#### Problem description:
Take every line from the listing below that contains "with".

▬▬▬

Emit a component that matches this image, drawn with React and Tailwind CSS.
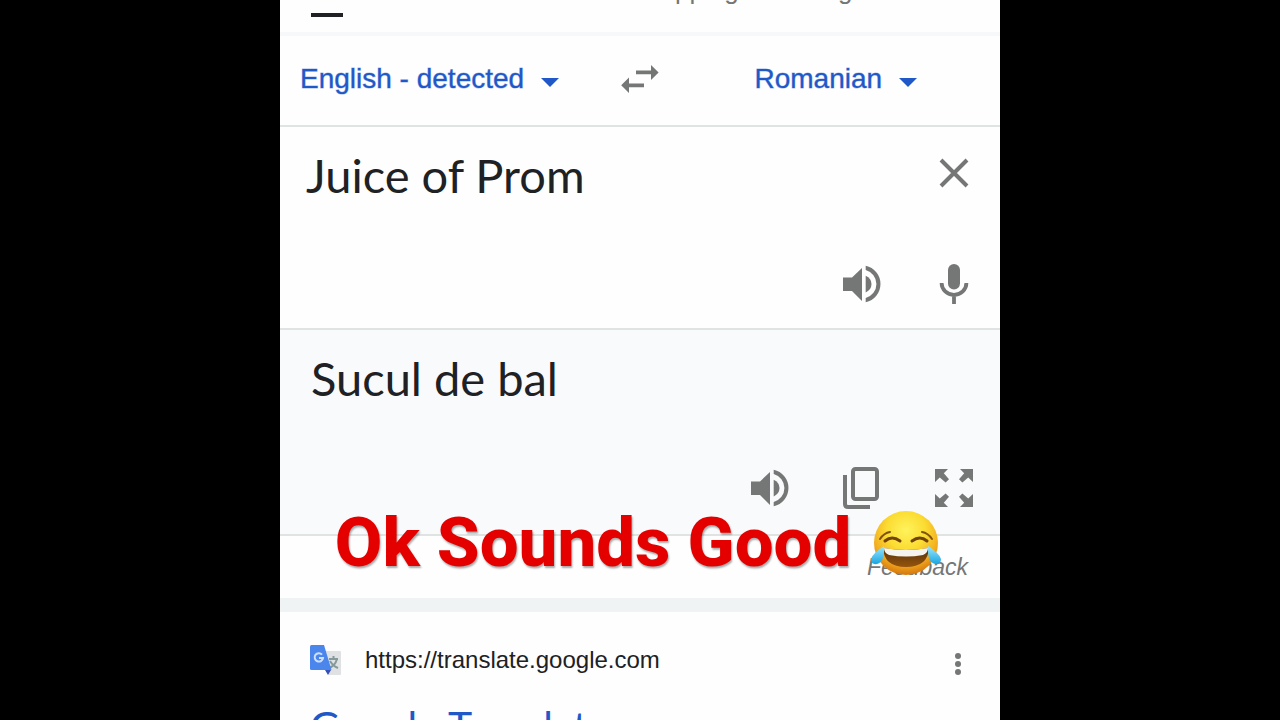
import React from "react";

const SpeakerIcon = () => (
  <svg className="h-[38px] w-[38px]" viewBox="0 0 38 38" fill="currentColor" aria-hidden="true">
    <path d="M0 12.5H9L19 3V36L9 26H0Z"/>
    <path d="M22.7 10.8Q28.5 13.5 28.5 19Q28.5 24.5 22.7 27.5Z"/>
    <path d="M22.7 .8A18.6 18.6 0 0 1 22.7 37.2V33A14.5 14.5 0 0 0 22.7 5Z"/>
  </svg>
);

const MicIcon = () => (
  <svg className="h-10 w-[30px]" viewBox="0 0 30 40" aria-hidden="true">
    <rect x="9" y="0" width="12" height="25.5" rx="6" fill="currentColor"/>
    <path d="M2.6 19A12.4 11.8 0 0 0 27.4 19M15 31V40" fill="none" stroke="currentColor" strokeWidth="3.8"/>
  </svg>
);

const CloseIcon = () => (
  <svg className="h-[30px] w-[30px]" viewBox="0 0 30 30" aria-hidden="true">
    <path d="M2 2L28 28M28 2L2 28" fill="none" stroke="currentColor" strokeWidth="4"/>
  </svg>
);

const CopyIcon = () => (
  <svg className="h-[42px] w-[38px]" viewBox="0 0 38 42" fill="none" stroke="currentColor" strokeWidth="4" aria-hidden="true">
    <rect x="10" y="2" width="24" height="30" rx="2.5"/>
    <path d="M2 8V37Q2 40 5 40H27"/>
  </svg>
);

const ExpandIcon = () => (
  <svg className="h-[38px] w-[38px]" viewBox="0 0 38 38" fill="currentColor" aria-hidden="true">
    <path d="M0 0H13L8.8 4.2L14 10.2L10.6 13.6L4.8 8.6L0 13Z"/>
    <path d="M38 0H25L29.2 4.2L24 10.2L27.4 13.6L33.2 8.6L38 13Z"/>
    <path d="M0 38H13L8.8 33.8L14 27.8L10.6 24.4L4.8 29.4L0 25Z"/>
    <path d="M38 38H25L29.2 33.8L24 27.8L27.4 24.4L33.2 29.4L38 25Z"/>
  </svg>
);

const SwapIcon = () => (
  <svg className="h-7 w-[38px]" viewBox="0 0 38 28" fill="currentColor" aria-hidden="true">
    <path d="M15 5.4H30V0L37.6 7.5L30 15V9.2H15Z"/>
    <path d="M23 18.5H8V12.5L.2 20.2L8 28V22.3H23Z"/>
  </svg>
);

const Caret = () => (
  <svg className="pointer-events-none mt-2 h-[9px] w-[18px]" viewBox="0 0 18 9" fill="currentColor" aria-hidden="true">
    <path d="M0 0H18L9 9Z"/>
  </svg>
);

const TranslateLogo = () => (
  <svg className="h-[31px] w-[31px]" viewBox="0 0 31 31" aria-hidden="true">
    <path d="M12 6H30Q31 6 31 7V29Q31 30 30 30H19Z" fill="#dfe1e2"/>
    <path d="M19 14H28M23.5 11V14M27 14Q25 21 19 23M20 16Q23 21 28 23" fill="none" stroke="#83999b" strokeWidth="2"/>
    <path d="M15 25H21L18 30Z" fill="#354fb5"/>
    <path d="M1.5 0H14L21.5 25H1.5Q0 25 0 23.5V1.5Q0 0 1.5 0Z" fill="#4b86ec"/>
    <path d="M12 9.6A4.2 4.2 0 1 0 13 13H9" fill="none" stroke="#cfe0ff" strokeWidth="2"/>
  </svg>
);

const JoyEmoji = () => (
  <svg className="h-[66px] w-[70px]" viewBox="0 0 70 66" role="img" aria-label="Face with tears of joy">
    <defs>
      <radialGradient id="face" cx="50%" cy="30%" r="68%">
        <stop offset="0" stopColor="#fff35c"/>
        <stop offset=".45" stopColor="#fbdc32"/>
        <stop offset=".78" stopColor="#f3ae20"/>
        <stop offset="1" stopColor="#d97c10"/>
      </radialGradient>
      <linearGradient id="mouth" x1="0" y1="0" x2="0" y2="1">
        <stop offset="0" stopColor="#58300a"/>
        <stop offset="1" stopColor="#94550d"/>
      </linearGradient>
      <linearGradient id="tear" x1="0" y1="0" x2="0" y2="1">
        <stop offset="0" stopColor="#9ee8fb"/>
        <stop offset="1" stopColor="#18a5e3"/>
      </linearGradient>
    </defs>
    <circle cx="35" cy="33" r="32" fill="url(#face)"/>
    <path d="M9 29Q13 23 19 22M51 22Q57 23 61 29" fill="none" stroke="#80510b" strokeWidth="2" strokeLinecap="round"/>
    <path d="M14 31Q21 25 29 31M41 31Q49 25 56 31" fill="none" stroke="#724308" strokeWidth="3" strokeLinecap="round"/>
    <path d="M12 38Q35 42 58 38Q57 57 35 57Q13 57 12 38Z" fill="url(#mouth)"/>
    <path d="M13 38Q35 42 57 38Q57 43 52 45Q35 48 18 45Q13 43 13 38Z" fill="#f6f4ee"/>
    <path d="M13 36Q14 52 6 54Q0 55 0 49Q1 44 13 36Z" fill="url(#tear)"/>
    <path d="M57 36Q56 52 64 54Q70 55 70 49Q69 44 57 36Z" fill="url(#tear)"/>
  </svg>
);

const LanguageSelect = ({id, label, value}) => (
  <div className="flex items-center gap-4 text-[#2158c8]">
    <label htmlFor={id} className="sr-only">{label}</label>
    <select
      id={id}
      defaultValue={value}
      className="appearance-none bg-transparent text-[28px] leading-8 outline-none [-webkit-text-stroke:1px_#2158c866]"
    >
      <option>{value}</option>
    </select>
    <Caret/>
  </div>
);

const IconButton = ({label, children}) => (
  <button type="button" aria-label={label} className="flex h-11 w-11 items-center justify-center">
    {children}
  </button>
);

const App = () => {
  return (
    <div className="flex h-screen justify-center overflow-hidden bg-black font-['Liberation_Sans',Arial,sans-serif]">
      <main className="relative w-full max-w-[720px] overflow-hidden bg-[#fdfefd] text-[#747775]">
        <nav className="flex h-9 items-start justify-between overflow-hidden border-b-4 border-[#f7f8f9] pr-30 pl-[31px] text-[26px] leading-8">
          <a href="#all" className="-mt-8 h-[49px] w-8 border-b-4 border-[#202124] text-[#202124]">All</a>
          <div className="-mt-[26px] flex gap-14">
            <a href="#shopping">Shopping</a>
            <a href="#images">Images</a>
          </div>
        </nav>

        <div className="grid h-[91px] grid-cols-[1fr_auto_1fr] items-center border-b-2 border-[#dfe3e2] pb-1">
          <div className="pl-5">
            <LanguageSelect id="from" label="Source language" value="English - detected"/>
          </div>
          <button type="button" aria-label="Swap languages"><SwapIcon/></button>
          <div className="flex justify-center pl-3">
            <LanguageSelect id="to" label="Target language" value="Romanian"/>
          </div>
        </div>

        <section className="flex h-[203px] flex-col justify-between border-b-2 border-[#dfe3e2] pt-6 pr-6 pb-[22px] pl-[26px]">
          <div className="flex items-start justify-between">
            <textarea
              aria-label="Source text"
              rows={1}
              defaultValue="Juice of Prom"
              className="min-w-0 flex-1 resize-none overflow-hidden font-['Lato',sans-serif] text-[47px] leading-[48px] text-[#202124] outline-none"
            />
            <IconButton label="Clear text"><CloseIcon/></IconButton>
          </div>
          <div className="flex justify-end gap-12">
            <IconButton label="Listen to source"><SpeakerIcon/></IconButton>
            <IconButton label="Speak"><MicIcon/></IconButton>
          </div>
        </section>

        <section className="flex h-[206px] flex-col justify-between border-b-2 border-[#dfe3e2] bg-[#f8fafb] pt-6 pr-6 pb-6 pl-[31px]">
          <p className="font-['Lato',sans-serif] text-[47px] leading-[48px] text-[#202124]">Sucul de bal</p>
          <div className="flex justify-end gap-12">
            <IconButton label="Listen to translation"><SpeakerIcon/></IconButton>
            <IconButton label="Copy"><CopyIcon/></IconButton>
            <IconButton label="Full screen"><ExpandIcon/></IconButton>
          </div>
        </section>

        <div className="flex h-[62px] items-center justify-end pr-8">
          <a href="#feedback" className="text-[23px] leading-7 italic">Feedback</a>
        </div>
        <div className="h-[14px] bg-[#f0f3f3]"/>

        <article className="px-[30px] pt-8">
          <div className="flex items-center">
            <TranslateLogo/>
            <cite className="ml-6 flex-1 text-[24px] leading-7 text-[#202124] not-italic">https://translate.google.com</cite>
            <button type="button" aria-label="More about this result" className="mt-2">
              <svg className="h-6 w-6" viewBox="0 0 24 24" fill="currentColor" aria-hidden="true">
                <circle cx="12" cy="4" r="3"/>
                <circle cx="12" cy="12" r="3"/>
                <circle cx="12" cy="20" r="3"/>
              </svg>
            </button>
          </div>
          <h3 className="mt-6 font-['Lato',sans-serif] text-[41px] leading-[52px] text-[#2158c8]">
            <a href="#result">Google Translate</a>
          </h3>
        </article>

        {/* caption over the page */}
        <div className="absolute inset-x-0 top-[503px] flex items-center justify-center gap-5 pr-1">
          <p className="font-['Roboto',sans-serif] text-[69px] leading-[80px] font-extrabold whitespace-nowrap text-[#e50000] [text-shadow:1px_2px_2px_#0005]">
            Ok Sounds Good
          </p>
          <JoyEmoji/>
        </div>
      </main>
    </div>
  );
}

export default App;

▬▬▬

#### Complete response:
Emit a component that matches this image, drawn with React and Tailwind CSS.
  <svg className="h-[66px] w-[70px]" viewBox="0 0 70 66" role="img" aria-label="Face with tears of joy">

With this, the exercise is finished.